- _AIM_
Write out the listing below without alteration, omitting its pictures.

- _DATASET CONTENT_
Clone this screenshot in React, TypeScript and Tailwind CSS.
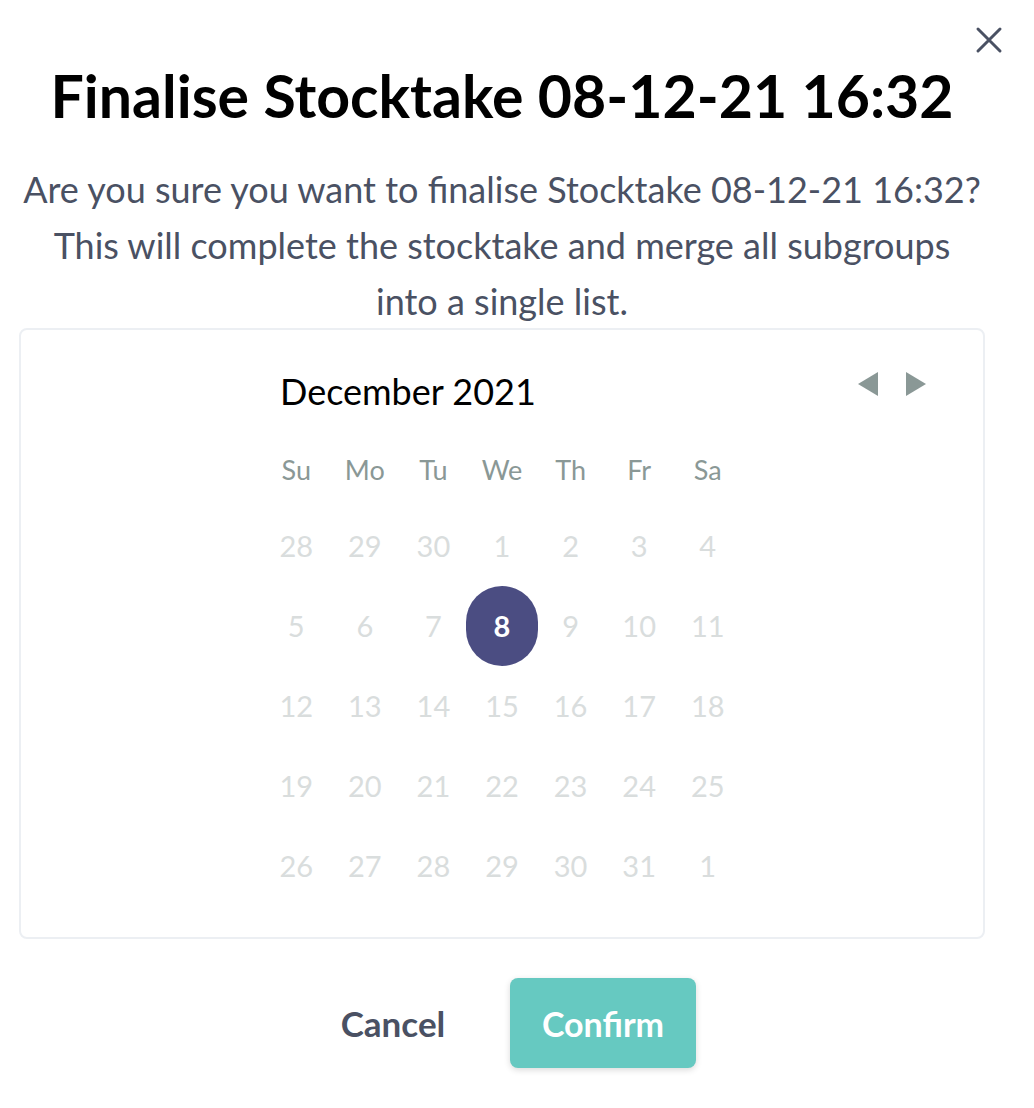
import React from "react";

const rows = [
  ["28", "29", "30", "1", "2", "3", "4"],
  ["5", "6", "7", "8", "9", "10", "11"],
  ["12", "13", "14", "15", "16", "17", "18"],
  ["19", "20", "21", "22", "23", "24", "25"],
  ["26", "27", "28", "29", "30", "31", "1"],
];
const heads = ["Su", "Mo", "Tu", "We", "Th", "Fr", "Sa"];

export default function App() {
  return (
    <div
      className="relative w-[1034px] h-[1108px] bg-white overflow-hidden"
      style={{ fontFamily: "Lato, 'Noto Sans', sans-serif" }}
    >
      <button className="absolute left-[975px] top-[26px] w-[28px] h-[28px] flex items-center justify-center">
        <svg width="28" height="28" viewBox="0 0 28 28" fill="none">
          <path d="M3 3L25 25M25 3L3 25" stroke="#4a5163" strokeWidth="3" strokeLinecap="round" />
        </svg>
      </button>
      <div className="pl-[19px] pr-[49px] flex flex-col items-center">
        <h1 className="mt-[60px] text-[59px] leading-[72px] font-bold text-black whitespace-nowrap">
          Finalise Stocktake 08-12-21 16:32
        </h1>
        <p className="mt-[29px] text-[36px] leading-[56px] text-[#4a5163] text-center whitespace-nowrap">
          Are you sure you want to finalise Stocktake 08-12-21 16:32?
          <br />
          This will complete the stocktake and merge all subgroups
          <br />
          into a single list.
        </p>
        <div className="-mt-px w-full border-2 border-[#eceff3] rounded-[8px] pt-[40px] pb-[31px] flex justify-center relative">
          <div className="absolute left-[837px] top-[42px] flex gap-[28px]">
            <svg width="20" height="24" viewBox="0 0 20 24">
              <path d="M0 12L20 0V24Z" fill="#8a9896" />
            </svg>
            <svg width="20" height="24" viewBox="0 0 20 24">
              <path d="M20 12L0 0V24Z" fill="#8a9896" />
            </svg>
          </div>
          <div className="w-[480px]">
            <div className="pl-[18px] text-[36px] leading-[42px] text-black">December 2021</div>
            <div className="mt-[22px] grid grid-cols-7">
              {heads.map((h) => (
                <div key={h} className="h-[72px] flex items-center justify-center text-[27px] text-[#8a9896]">
                  {h}
                </div>
              ))}
            </div>
            {rows.map((r, i) => (
              <div key={i} className="grid grid-cols-7">
                {r.map((d, j) => {
                  const sel = i === 1 && j === 3;
                  return (
                    <div key={j} className="h-[80px] flex items-center justify-center">
                      {sel ? (
                        <div className="shrink-0 min-w-[72px] w-[72px] h-[80px] rounded-full bg-[#4b4d82] flex items-center justify-center text-white text-[29px] font-bold">
                          {d}
                        </div>
                      ) : (
                        <span className="text-[29px] text-[#d9dddd]">{d}</span>
                      )}
                    </div>
                  );
                })}
              </div>
            ))}
          </div>
        </div>
        <div className="mt-[39px] flex gap-[24px] ml-[-8px]">
          <button className="w-[186px] h-[90px] text-[35px] font-bold text-[#4a5163]">Cancel</button>
          <button className="w-[186px] h-[90px] rounded-[8px] bg-[#66c9c1] text-white text-[34px] font-bold shadow-[0_2px_6px_rgba(0,0,0,0.15)]">
            Confirm
          </button>
        </div>
      </div>
    </div>
  );
}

- _TASK RESPONSE_
Clone this screenshot in React, TypeScript and Tailwind CSS.
import React from "react";

const rows = [
  ["28", "29", "30", "1", "2", "3", "4"],
  ["5", "6", "7", "8", "9", "10", "11"],
  ["12", "13", "14", "15", "16", "17", "18"],
  ["19", "20", "21", "22", "23", "24", "25"],
  ["26", "27", "28", "29", "30", "31", "1"],
];
const heads = ["Su", "Mo", "Tu", "We", "Th", "Fr", "Sa"];

export default function App() {
  return (
    <div
      className="relative w-[1034px] h-[1108px] bg-white overflow-hidden"
      style={{ fontFamily: "Lato, 'Noto Sans', sans-serif" }}
    >
      <button className="absolute left-[975px] top-[26px] w-[28px] h-[28px] flex items-center justify-center">
        <svg width="28" height="28" viewBox="0 0 28 28" fill="none">
          <path d="M3 3L25 25M25 3L3 25" stroke="#4a5163" strokeWidth="3" strokeLinecap="round" />
        </svg>
      </button>
      <div className="pl-[19px] pr-[49px] flex flex-col items-center">
        <h1 className="mt-[60px] text-[59px] leading-[72px] font-bold text-black whitespace-nowrap">
          Finalise Stocktake 08-12-21 16:32
        </h1>
        <p className="mt-[29px] text-[36px] leading-[56px] text-[#4a5163] text-center whitespace-nowrap">
          Are you sure you want to finalise Stocktake 08-12-21 16:32?
          <br />
          This will complete the stocktake and merge all subgroups
          <br />
          into a single list.
        </p>
        <div className="-mt-px w-full border-2 border-[#eceff3] rounded-[8px] pt-[40px] pb-[31px] flex justify-center relative">
          <div className="absolute left-[837px] top-[42px] flex gap-[28px]">
            <svg width="20" height="24" viewBox="0 0 20 24">
              <path d="M0 12L20 0V24Z" fill="#8a9896" />
            </svg>
            <svg width="20" height="24" viewBox="0 0 20 24">
              <path d="M20 12L0 0V24Z" fill="#8a9896" />
            </svg>
          </div>
          <div className="w-[480px]">
            <div className="pl-[18px] text-[36px] leading-[42px] text-black">December 2021</div>
            <div className="mt-[22px] grid grid-cols-7">
              {heads.map((h) => (
                <div key={h} className="h-[72px] flex items-center justify-center text-[27px] text-[#8a9896]">
                  {h}
                </div>
              ))}
            </div>
            {rows.map((r, i) => (
              <div key={i} className="grid grid-cols-7">
                {r.map((d, j) => {
                  const sel = i === 1 && j === 3;
                  return (
                    <div key={j} className="h-[80px] flex items-center justify-center">
                      {sel ? (
                        <div className="shrink-0 min-w-[72px] w-[72px] h-[80px] rounded-full bg-[#4b4d82] flex items-center justify-center text-white text-[29px] font-bold">
                          {d}
                        </div>
                      ) : (
                        <span className="text-[29px] text-[#d9dddd]">{d}</span>
                      )}
                    </div>
                  );
                })}
              </div>
            ))}
          </div>
        </div>
        <div className="mt-[39px] flex gap-[24px] ml-[-8px]">
          <button className="w-[186px] h-[90px] text-[35px] font-bold text-[#4a5163]">Cancel</button>
          <button className="w-[186px] h-[90px] rounded-[8px] bg-[#66c9c1] text-white text-[34px] font-bold shadow-[0_2px_6px_rgba(0,0,0,0.15)]">
            Confirm
          </button>
        </div>
      </div>
    </div>
  );
}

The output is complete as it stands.